→ **GOAL OF THE EXERCISE**
Nothing after the line with "const GREEN = '#7ccc77';" belongs in the copy; extract the lines below from the top through that line, pictures left out.
------------------------------
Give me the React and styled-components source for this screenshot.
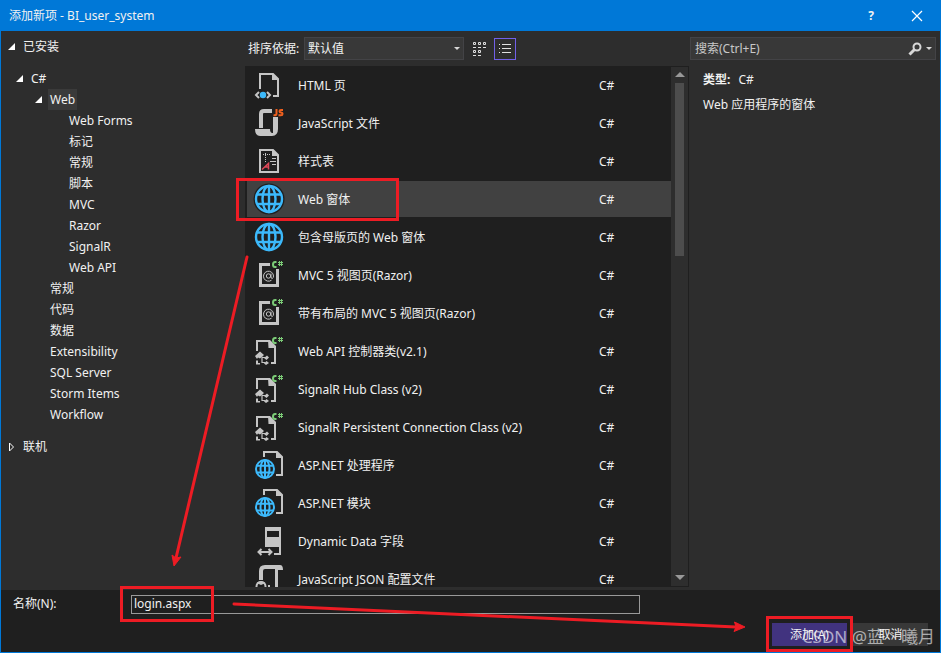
import React, { useState } from 'react';
import styled, { createGlobalStyle, css } from 'styled-components';

const GREY = '#c5c5c5';
const BLUE = '#3cb9fb';
const GREEN = '#7ccc77';

const treeItems = [
  { text: 'C#', depth: 0, open: true },
  { text: 'Web', depth: 1, open: true, selected: true },
  { text: 'Web Forms', depth: 2 },
  { text: '标记', depth: 2 },
  { text: '常规', depth: 2 },
  { text: '脚本', depth: 2 },
  { text: 'MVC', depth: 2 },
  { text: 'Razor', depth: 2 },
  { text: 'SignalR', depth: 2 },
  { text: 'Web API', depth: 2 },
  { text: '常规', depth: 1 },
  { text: '代码', depth: 1 },
  { text: '数据', depth: 1 },
  { text: 'Extensibility', depth: 1 },
  { text: 'SQL Server', depth: 1 },
  { text: 'Storm Items', depth: 1 },
  { text: 'Workflow', depth: 1 },
];

const templates = [
  { name: 'HTML 页', icon: 'html' },
  { name: 'JavaScript 文件', icon: 'js' },
  { name: '样式表', icon: 'css' },
  { name: 'Web 窗体', icon: 'globe' },
  { name: '包含母版页的 Web 窗体', icon: 'globe' },
  { name: 'MVC 5 视图页(Razor)', icon: 'razor' },
  { name: '带有布局的 MVC 5 视图页(Razor)', icon: 'razor' },
  { name: 'Web API 控制器类(v2.1)', icon: 'class' },
  { name: 'SignalR Hub Class (v2)', icon: 'class' },
  { name: 'SignalR Persistent Connection Class (v2)', icon: 'class' },
  { name: 'ASP.NET 处理程序', icon: 'aspnet' },
  { name: 'ASP.NET 模块', icon: 'aspnet' },
  { name: 'Dynamic Data 字段', icon: 'field' },
  { name: 'JavaScript JSON 配置文件', icon: 'json' },
];

const Globe = ({ cx, cy, r, width }) => (
  <g fill="none" stroke={BLUE} strokeWidth={width}>
    <circle cx={cx} cy={cy} r={r} />
    <ellipse cx={cx} cy={cy} rx={r * 0.5} ry={r} />
    <path d={`M${cx} ${cy - r}V${cy + r}M${cx - r * 0.92} ${cy - r * 0.35}H${cx + r * 0.92}M${cx - r * 0.92} ${cy + r * 0.38}H${cx + r * 0.92}`} />
  </g>
);

const CSharpTag = () => (
  <g fill="none" stroke={GREEN}>
    <path d="M23.500 3H22Q20 3 20 5.500Q20 8 22 8H23.500" strokeWidth="2" />
    <path d="M26.500 2V7M28.500 2V7M25 3.500H30M25 5.500H30" />
  </g>
);

const icons = {
  html: (
    <>
      <path d="M7 20V5H20L25 10V27H20" fill="none" stroke={GREY} strokeWidth="2" />
      <path d="M19 4V11H26Z" fill={GREY} />
      <path d="M6 23L3 26L6 29M14 23L17 26L14 29" fill="none" stroke={GREY} strokeWidth="2" />
      <circle cx="10" cy="26" r="3.200" fill={BLUE} />
    </>
  ),
  js: (
    <>
      <path d="M8 21V7Q8 4 11 4H19" fill="none" stroke={GREY} strokeWidth="4" />
      <path d="M2 22H17Q17 26.500 20 26V10H25V22Q25 28.500 19 29H7Q2 29 2 22Z" fill={GREY} />
      <path d="M23.500 2V7Q23.500 8.500 20.500 8.200M30 3H28Q26.500 3 26.500 4.200Q26.500 5.500 28 5.500Q29.500 5.500 29.500 7Q29.500 8.200 28 8.200H25.500" fill="none" stroke="#f0601e" strokeWidth="2" />
    </>
  ),
  css: (
    <>
      <path d="M7 5H20L25 10V27H7Z" fill="none" stroke={GREY} strokeWidth="2" />
      <path d="M19 4V11H26Z" fill={GREY} />
      <path d="M10 9.500H17M12.500 8V18" fill="none" stroke={GREY} strokeDasharray="1 1" />
      <path d="M19 13.500H23M17 16.500H23M19 19.500H23" stroke={GREY} />
      <path d="M9 24.500L15.500 18.500V24.500M11.500 22H16" fill="none" stroke="#e04858" strokeWidth="1.500" />
    </>
  ),
  globe: (
    <>
      <circle cx="16" cy="16" r="15.500" fill="#1f1f1f" />
      <Globe cx={16} cy={16} r={13} width={2.4} />
    </>
  ),
  razor: (
    <>
      <path d="M17 5.500H7.500V26.500H24.500V10" fill="none" stroke={GREY} strokeWidth="3" />
      <g fill="none" stroke={GREY} strokeWidth="1">
        <circle cx="15.500" cy="17" r="2.200" />
        <path d="M18 14.500V18Q18 19.500 19.300 19.500Q20.500 19 20.500 17A5 5 0 1 0 18.500 21.200" />
      </g>
      <CSharpTag />
    </>
  ),
  class: (
    <>
      <path d="M4 16V6H16M22 12V28H18" fill="none" stroke={GREY} strokeWidth="2" />
      <path d="M15 5H17L23 11V13H15.500Z" fill={GREY} />
      <path d="M2 21L7 16.500L11 20L7 23.500L5 22.500L4 24Z" fill={GREY} />
      <path d="M11 23L14 20.500L16 22.500L13.500 25ZM11 28.500L13.500 26L16 28L13 30ZM3 25.500H5V28H7V29.500H3Z" fill={GREY} />
      <path d="M9 21.500V27.500H12M9 22.500H12" fill="none" stroke={GREY} strokeWidth="1.200" />
      <CSharpTag />
    </>
  ),
  aspnet: (
    <>
      <path d="M11 8V3H24L29 8V26H23" fill="none" stroke={GREY} strokeWidth="2" />
      <path d="M23 2V9H30Z" fill={GREY} />
      <Globe cx={12} cy={20} r={9} width={2} />
    </>
  ),
  field: (
    <>
      <path d="M12 2H28V30H21V28H26V22H12ZM14 6V12H26V6Z" fill={GREY} fillRule="evenodd" />
      <path d="M8.500 24L5.500 27L8.500 30M15.500 24L18.500 27L15.500 30M6 27H18" fill="none" stroke={GREY} strokeWidth="2" />
    </>
  ),
  json: (
    <>
      <path d="M8 17V8Q8 4 12 4H24" fill="none" stroke={GREY} strokeWidth="4" />
      <path d="M22 2H27Q30 2 30 7H25V30H22Z" fill={GREY} />
      <circle cx="8" cy="23.500" r="4.500" fill="none" stroke={GREY} strokeWidth="2" />
      <path d="M3.500 20Q8 16 12.500 20L8 22Z" fill={GREY} />
      <path d="M15 23H17" stroke={GREY} strokeWidth="2" />
    </>
  ),
};

const App = () => {
  const [selected, setSelected] = useState(3);
  const [fileName, setFileName] = useState('login.aspx');
  const [keyword, setKeyword] = useState('');

  return (
    <>
      <GlobalStyle />
      <Dialog>
        <TitleBar>
          <Title>添加新项 - BI_user_system</Title>
          <TitleButton aria-label="帮助">?</TitleButton>
          <TitleButton aria-label="关闭">
            <svg width="12" height="12" viewBox="0 0 12 12" stroke="#fff" strokeWidth="1.200">
              <path d="M1 1L11 11M11 1L1 11" />
            </svg>
          </TitleButton>
        </TitleBar>

        <Content>
          <Sidebar>
            <TreeRow><Expander open /><TreeText>已安装</TreeText></TreeRow>
            <Tree>
              {treeItems.map((item, index) => (
                <TreeRow key={index} $depth={item.depth + 1}>
                  <Expander open={item.open} hidden={!item.open} />
                  <TreeText $selected={item.selected}>{item.text}</TreeText>
                </TreeRow>
              ))}
            </Tree>
            <TreeRow><Expander /><TreeText>联机</TreeText></TreeRow>
          </Sidebar>

          <Center>
            <Toolbar>
              <label htmlFor="sort">排序依据:</label>
              <SelectBox>
                <Select id="sort">
                  <option>默认值</option>
                </Select>
                <Caret />
              </SelectBox>
              <ViewButton aria-label="中等图标">
                <svg width="14" height="14" viewBox="0 0 14 14" fill="none" stroke="#e0e0e0">
                  <path d="M0.500 0.500h2v2h-2zM5.500 0.500h2v2h-2zM10.500 0.500h2v2h-2zM0.500 8.500h2v2h-2zM5.500 8.500h2v2h-2zM0 5.500h3M5 5.500h3M10 5.500h3M0 13.500h3M5 13.500h3" />
                </svg>
              </ViewButton>
              <ViewButton aria-label="小图标" $active>
                <svg width="14" height="14" viewBox="0 0 14 14" stroke="#e0e0e0">
                  <path d="M1 2.500h1M4 2.500h9M1 6.500h1M4 6.500h9M1 10.500h1M4 10.500h9" />
                </svg>
              </ViewButton>
            </Toolbar>
            <ListBox>
              <List>
                {templates.map((item, index) => (
                  <Row key={item.name} $selected={index === selected} onClick={() => setSelected(index)}>
                    <svg width="32" height="32" viewBox="0 0 32 32">{icons[item.icon]}</svg>
                    <RowName>{item.name}</RowName>
                    <RowType>C#</RowType>
                  </Row>
                ))}
              </List>
              <ScrollBar>
                <ScrollArrow $up />
                <ScrollThumb />
                <ScrollArrow />
              </ScrollBar>
            </ListBox>
          </Center>

          <Details>
            <SearchBox>
              <SearchInput
                aria-label="搜索"
                placeholder="搜索(Ctrl+E)"
                value={keyword}
                onChange={(e) => setKeyword(e.target.value)}
              />
              <svg width="14" height="14" viewBox="0 0 14 14" fill="none" stroke="#d8d8d8">
                <circle cx="9" cy="5" r="3.500" strokeWidth="2" />
                <path d="M6.500 7.500L1.500 12.500" strokeWidth="3" />
              </svg>
              <Caret />
            </SearchBox>
            <Info>
              <p><b>类型:</b>C#</p>
              <p>Web 应用程序的窗体</p>
            </Info>
          </Details>
        </Content>

        <Footer>
          <NameRow>
            <label htmlFor="name">名称(N):</label>
            <NameInput id="name" value={fileName} onChange={(e) => setFileName(e.target.value)} />
          </NameRow>
          <Actions>
            <Button $primary>添加(A)</Button>
            <Button>取消</Button>
          </Actions>
        </Footer>

        <Watermark>CSDN @蓝丶曦月</Watermark>
        <Marks width="941" height="653" viewBox="0 0 941 653" fill="none" stroke="#ed1c24" strokeWidth="3">
          <path d="M237.500 179.500H397.500V219.500H237.500ZM121.500 587.500H212.500V620.500H121.500ZM767.500 617.500H851.500V650.500H767.500Z" />
          <path d="M247 257L176 558M234 604L736 627" strokeLinecap="round" />
          <path d="M174 566L172 555L176 558L181 557ZM745 627L734 631.500L736 627L734.500 622Z" fill="#ed1c24" strokeWidth="1" />
        </Marks>
      </Dialog>
    </>
  );
};

const Expander = ({ open, hidden }) => (
  <ExpanderIcon $hidden={hidden} width="7" height={open ? 8 : 10} viewBox={open ? '0 0 7 8' : '0 0 7 10'}>
    {open
      ? <path d="M7 0V7H0Z" fill="#fff" />
      : <path d="M1.500 1V9L5.500 5Z" fill="none" stroke="#fff" />}
  </ExpanderIcon>
);

export default App;

const GlobalStyle = createGlobalStyle`
  * {
    box-sizing: border-box;
  }

  body {
    margin: 0;
    background-color: #2d2d2d;
  }

  body, button, input, select {
    font-family: "Noto Sans", "Noto Sans CJK SC", sans-serif;
    font-size: 12px;
    line-height: 20px;
    color: #f1f1f1;
  }
`;

const Dialog = styled.div`
  position: relative;
  display: flex;
  flex-direction: column;
  height: 100vh;
  border: 1px solid #0078d7;
  overflow: hidden;
`;

const TitleBar = styled.header`
  display: flex;
  align-items: center;
  height: 30px;
  padding-left: 8px;
  background-color: #0078d7;
`;

const Title = styled.h1`
  flex: 1;
  margin: 0;
  font-size: 12px;
  font-weight: normal;
`;

const TitleButton = styled.button`
  display: flex;
  align-items: center;
  justify-content: center;
  width: 46px;
  height: 30px;
  padding: 0;
  border: none;
  background: none;
  font-weight: bold;
`;

const Content = styled.main`
  flex: 1;
  display: grid;
  grid-template-columns: 244px minmax(0, 1fr) 251px;
  min-height: 0;
`;

const Sidebar = styled.nav`
  display: flex;
  flex-direction: column;
  gap: 11px;
  padding-top: 5px;
`;

const Tree = styled.div`
  display: flex;
  flex-direction: column;
`;

const TreeRow = styled.div`
  display: flex;
  align-items: center;
  height: 21px;
  padding-left: ${({ $depth }) => ($depth ? $depth * 19 - 4 : 7)}px;
`;

const ExpanderIcon = styled.svg`
  flex: none;
  margin-right: 6px;
  visibility: ${({ $hidden }) => ($hidden ? 'hidden' : 'visible')};
`;

const TreeText = styled.span`
  padding: 0 2px;
  line-height: 21px;
  background-color: ${({ $selected }) => ($selected ? '#3a3a3a' : 'transparent')};
`;

const Center = styled.section`
  display: flex;
  flex-direction: column;
  min-height: 0;
  padding-bottom: 3px;
`;

const Toolbar = styled.div`
  display: flex;
  align-items: center;
  flex: none;
  height: 35px;
  padding-left: 3px;

  label {
    width: 56px;
    white-space: nowrap;
  }
`;

const SelectBox = styled.div`
  display: flex;
  align-items: center;
  width: 160px;
  height: 23px;
  margin-right: 5px;
  padding-right: 3px;
  border: 1px solid #434346;
  background-color: #383838;
`;

const Select = styled.select`
  flex: 1;
  min-width: 0;
  padding: 0 3px;
  border: none;
  outline: none;
  appearance: none;
  background: none;
`;

const Caret = styled.i`
  flex: none;
  border: 3px solid transparent;
  border-top-color: #d8d8d8;
  border-bottom: none;
`;

const ViewButton = styled.button`
  display: flex;
  align-items: center;
  justify-content: center;
  width: 22px;
  height: 22px;
  margin-right: 3px;
  padding: 0;
  border: 1px solid ${({ $active }) => ($active ? '#7160e8' : 'transparent')};
  background: none;
`;

const ListBox = styled.div`
  flex: 1;
  display: flex;
  min-height: 0;
  background-color: #1f1f1f;
`;

const List = styled.ul`
  flex: 1;
  display: flex;
  flex-direction: column;
  gap: 2px;
  margin: 0;
  padding: 1px 0 0 2px;
  list-style: none;
  overflow: hidden;
`;

const Row = styled.li`
  flex: none;
  display: flex;
  align-items: center;
  height: 36px;
  padding-left: 6px;
  background-color: ${({ $selected }) => ($selected ? '#414141' : 'transparent')};
`;

const RowName = styled.span`
  flex: 1;
  padding: 2px 0 0 13px;
  white-space: nowrap;
`;

const RowType = styled.span`
  width: 72px;
  padding-top: 2px;
`;

const ScrollBar = styled.div`
  display: flex;
  flex-direction: column;
  align-items: center;
  width: 17px;
  margin: 1px 1px 1px 0;
  padding: 5px 0 6px;
  background-color: #2e2e2e;
`;

const ScrollArrow = styled.span`
  border: 5px solid transparent;
  ${({ $up }) => ($up
    ? css`
      border-top: none;
      border-bottom-color: #999;
    `
    : css`
      margin-top: auto;
      border-bottom: none;
      border-top-color: #999;
    `)}
`;

const ScrollThumb = styled.span`
  width: 9px;
  height: 34%;
  margin-top: 6px;
  background-color: #4d4d4d;
`;

const Details = styled.aside`
  padding: 6px 4px 0 1px;
`;

const SearchBox = styled.div`
  display: flex;
  align-items: center;
  gap: 4px;
  height: 23px;
  padding-right: 3px;
  border: 1px solid #434346;
  background-color: #383838;
`;

const SearchInput = styled.input`
  flex: 1;
  min-width: 0;
  padding: 0 4px;
  border: none;
  outline: none;
  background: none;

  &::placeholder {
    color: #c8c8c8;
  }
`;

const Info = styled.div`
  padding: 7px 13px;

  p {
    margin: 0;
    line-height: 25px;
  }

  b {
    margin-right: 8px;
  }
`;

const Footer = styled.footer`
  display: flex;
  flex-direction: column;
  gap: 9px;
  height: 62px;
  padding: 4px 12px 0;
  background-color: #1f1f1f;
`;

const NameRow = styled.div`
  display: flex;
  align-items: center;

  label {
    width: 118px;
  }
`;

const NameInput = styled.input`
  flex: 0 1 509px;
  height: 19px;
  padding: 0 2px;
  border: 1px solid #999;
  outline: none;
  background: none;
`;

const Actions = styled.div`
  display: flex;
  justify-content: flex-end;
  gap: 6px;
`;

const Button = styled.button`
  width: 75px;
  height: 23px;
  padding: 0;
  border: none;
  background-color: ${({ $primary }) => ($primary ? '#41337f' : '#383838')};
`;

const Watermark = styled.span`
  position: absolute;
  right: 5px;
  bottom: 3px;
  font-size: 17px;
  line-height: 24px;
  color: rgba(255, 255, 255, 0.6);
  pointer-events: none;
`;

const Marks = styled.svg`
  position: absolute;
  top: -1px;
  left: -1px;
  pointer-events: none;
`;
------------------------------
→ **REPLY**
Give me the React and styled-components source for this screenshot.
import React, { useState } from 'react';
import styled, { createGlobalStyle, css } from 'styled-components';

const GREY = '#c5c5c5';
const BLUE = '#3cb9fb';
const GREEN = '#7ccc77';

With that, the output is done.